What?!? The religious fighting against rights for women. This is shocking.
The law criminalizes, among other things, child marriage and forced marriage, and bans “baad,” the traditional practice of exchanging girls and women to settle disputes. It makes domestic violence a crime punishable by up to three years in prison and specifies that rape victims should not face criminal charges for fornication or adultery.”
Anything disagreeable so far? To those not mired in the delusional fap-world of religiosity, nothing disagreeable at all.
“The child marriage ban and the idea of protecting female rape victims from prosecution were particularly heated subjects in Saturday’s parliamentary debate, said Nasirullah Sadiqizada Neli, a conservative lawmaker from Daykundi province.
Neli suggested that removing the custom — common in Afghanistan — of prosecuting raped women for adultery would lead to social chaos, with women freely engaging in extramarital sex safe in the knowledge they could claim rape if caught.”
Agency for women? What is this foolish talk? Social chaos indeed. This kind of hare-brained thinking needs to frakking die already. I have news for you my deranged mullah friends. Women have the capacity to make decisions for themselves that what is best for themselves. Your religiously addled brain can now begin to melt.
“Adultery itself is a crime in Islam, whether it is by force or not,” Rahmani said.”
And the vast majority of males being charged are a testament to this scripture…
“He said the Quran also makes clear that a husband has a right to beat a disobedient wife as a last resort, as long as she is not permanently harmed.
“But in this law,” he said, “It says if a man beats his wife at all, he should be jailed for three months to three years.”
And that law is rigorously applied because the male lawyers, male judges and the male justice system are all about protecting women in Afghanistan. It is certainly not about proscribing female behaviour and legislating how women should act. It is shit like this that religious have to answer for.
“Lawmaker Shaheedzada also claimed that the law might encourage disobedience among girls and women, saying it reflected Western values not applicable in Afghanistan.”
The right to be treated as a human being is not a Western Value, but a basic human right. Fuck you and your sophomoric cultural relativism.
“Even now in Afghanistan, women are running from their husbands. Girls are running from home,” Shaheedzada said. “Such laws give them these ideas.”
Ideas like. “I am a person who deserves to be treated with dignity and respect”. Obviously this needs to be quashed ASAP by the noble forces of Islam.
“There’s a real risk this has opened a Pandora’s box, that this may have galvanized opposition to this decree by people who in principle oppose greater rights for women,” said Heather Barr, a researcher for Human Rights Watch.

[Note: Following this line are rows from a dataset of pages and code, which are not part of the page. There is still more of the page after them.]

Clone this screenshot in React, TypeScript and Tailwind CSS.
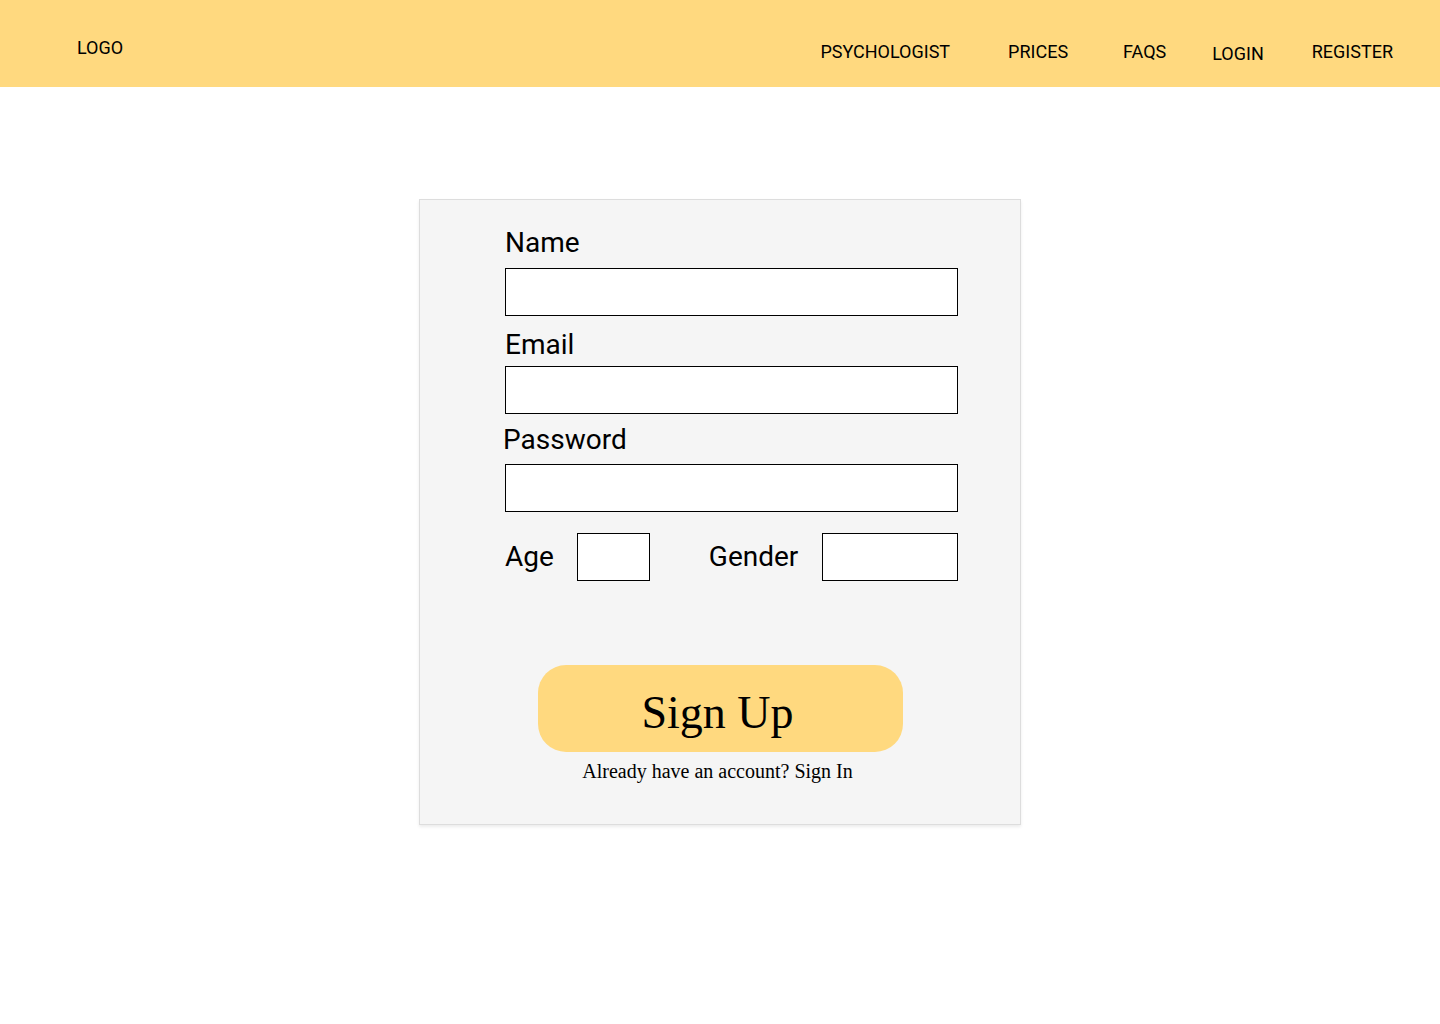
const navItems = [
  { label: 'PSYCHOLOGIST', cls: '' },
  { label: 'PRICES', cls: 'ml-[58px]' },
  { label: 'FAQS', cls: 'ml-[55px]' },
  { label: 'LOGIN', cls: 'ml-[46px] mt-[2px]' },
  { label: 'REGISTER', cls: 'ml-[48px]' },
]

const App = () => {
  return (
    <div className="min-h-screen bg-white text-black font-['Roboto',sans-serif]">
      <header className="h-[87px] bg-[#ffd97f] flex items-start">
        <span className="ml-[77px] mt-[37px] text-[18px] leading-[21px]">LOGO</span>
        <nav className="ml-auto mr-[47px] mt-[41px] flex items-start">
          {navItems.map((item) => (
            <a key={item.label} href="#" className={`text-[18px] leading-[21px] ${item.cls}`}>
              {item.label}
            </a>
          ))}
        </nav>
      </header>

      <main className="flex justify-center pt-[112px]">
        <form className="w-[602px] h-[626px] bg-[#f5f5f5] border border-[#dddddd] shadow-[0_2px_3px_rgba(0,0,0,0.08)] pl-[85px] pt-[28px]">
          <label className="block text-[28px] leading-[30px]">Name</label>
          <input type="text" className="block mt-[10px] w-[453px] h-[48px] bg-white border border-black outline-none" />

          <label className="block mt-[14px] text-[28px] leading-[30px]">Email</label>
          <input type="email" className="block mt-[6px] w-[453px] h-[48px] bg-white border border-black outline-none" />

          <label className="block mt-[11px] -ml-[2px] text-[28px] leading-[30px]">Password</label>
          <input type="password" className="block mt-[9px] w-[453px] h-[48px] bg-white border border-black outline-none" />

          <div className="mt-[21px] w-[453px] flex items-center">
            <label className="text-[28px] leading-[30px]">Age</label>
            <input type="text" className="ml-[23px] w-[73px] h-[48px] bg-white border border-black outline-none" />
            <label className="ml-[59px] text-[28px] leading-[30px]">Gender</label>
            <input type="text" className="ml-auto w-[136px] h-[48px] bg-white border border-black outline-none" />
          </div>

          <div className="-ml-[85px] mt-[84px] flex flex-col items-center font-['Liberation_Serif',serif]">
            <button type="submit" className="w-[365px] h-[87px] rounded-[28px] bg-[#ffd97f] text-[46px] leading-[50px] pt-[8px] pr-[5px]">
              Sign Up
            </button>
            <p className="mt-[7px] text-[20px] leading-[24px] -ml-[5px]">Already have an account? Sign In</p>
          </div>
        </form>
      </main>
    </div>
  )
}

export default App
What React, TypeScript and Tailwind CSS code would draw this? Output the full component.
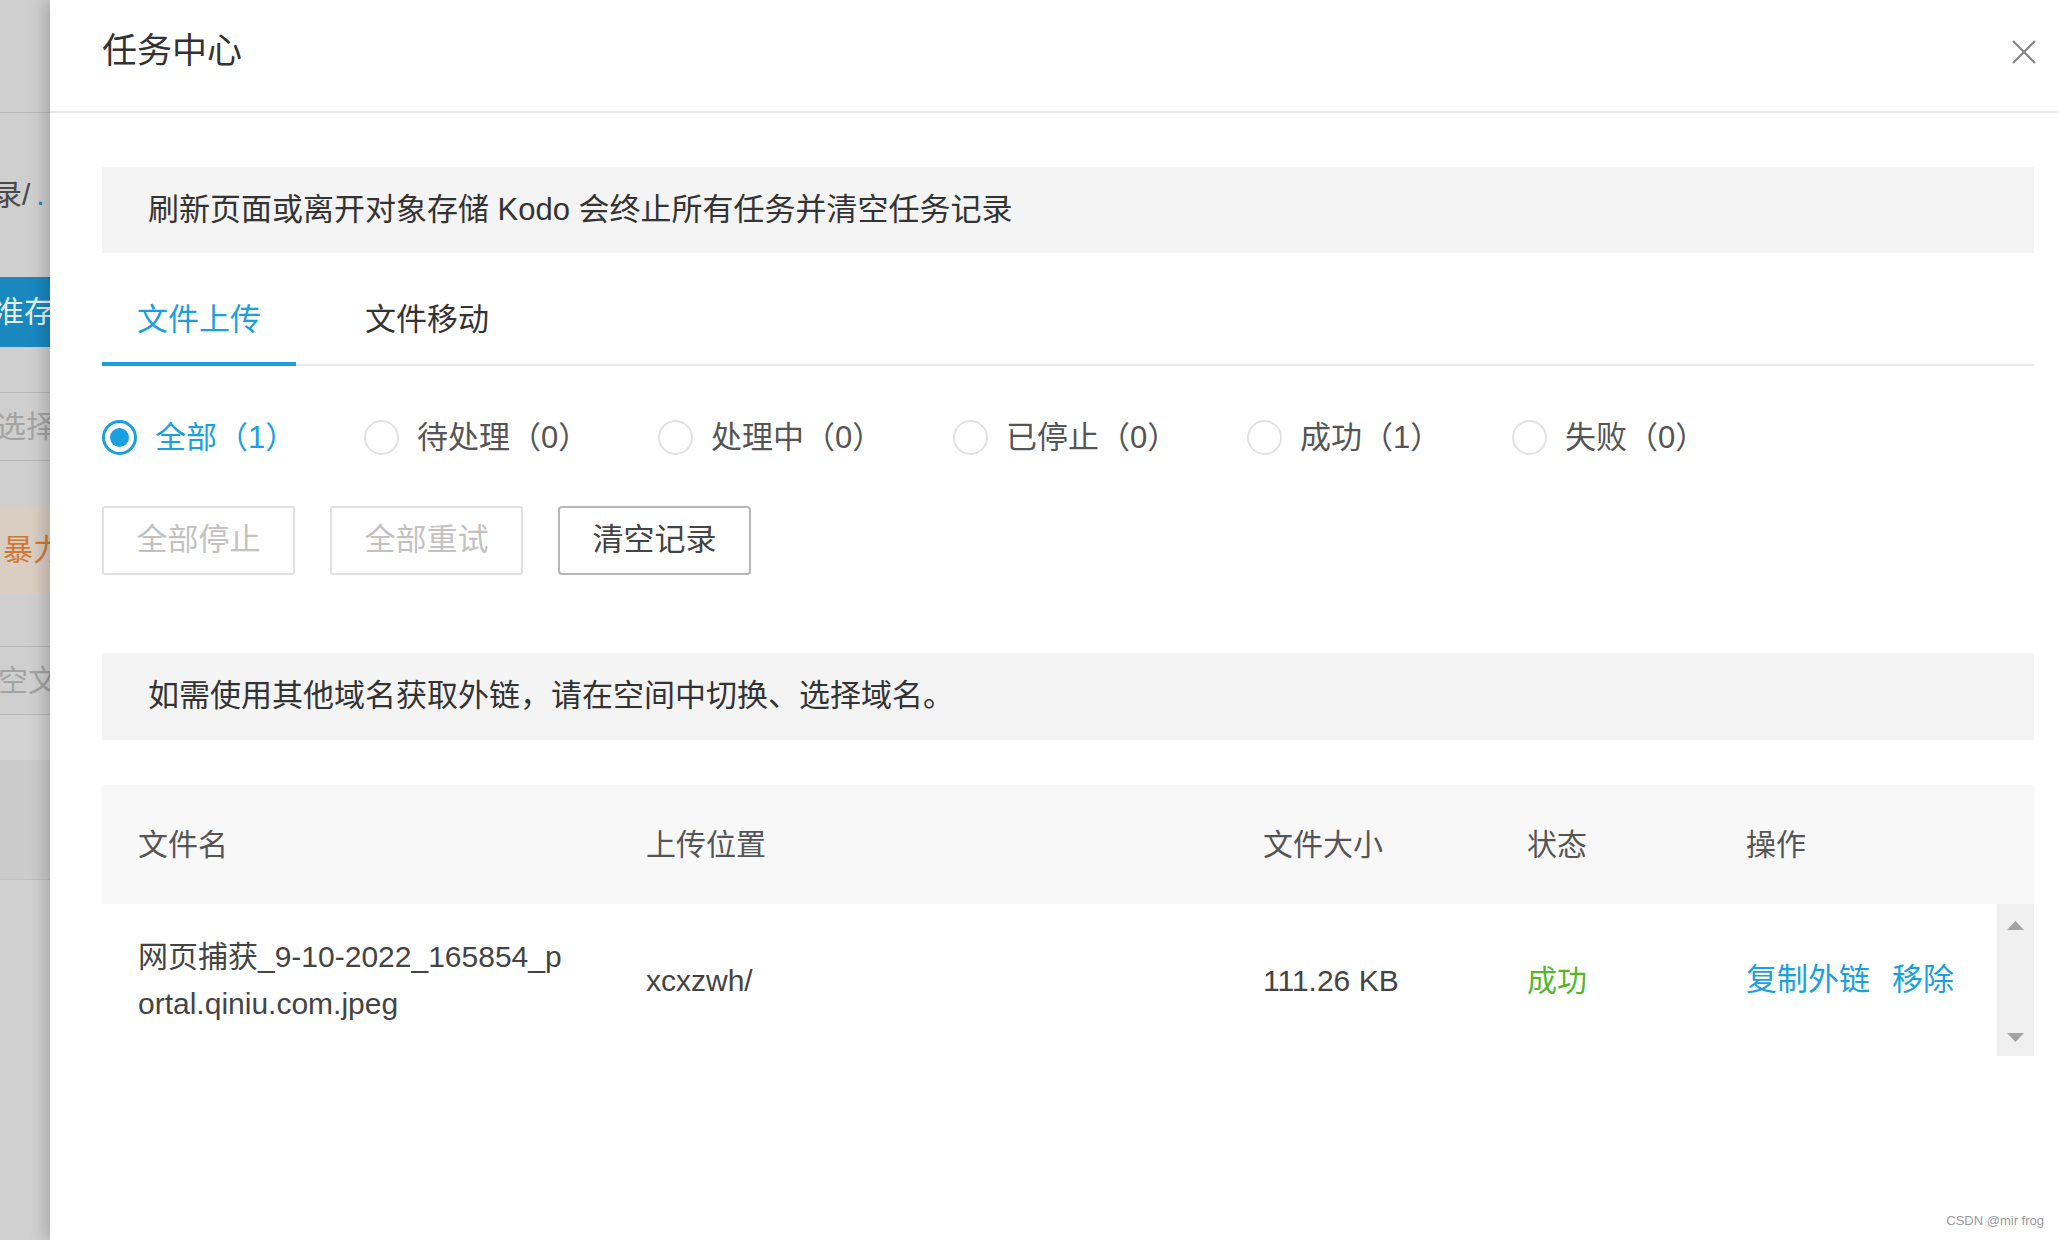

That’s true for lawmaker Rahmani, who said President Hamid Karzai should never have issued the decree and wants it changed, if not repealed.
“We cannot have an Islamic country with basically Western laws,” he said.”
If protections and human rights are contrary to running an Islamic country then I suggest that having a Islamic country isn’t a shit-hot idea in the first place and the notion should be binned accordingly.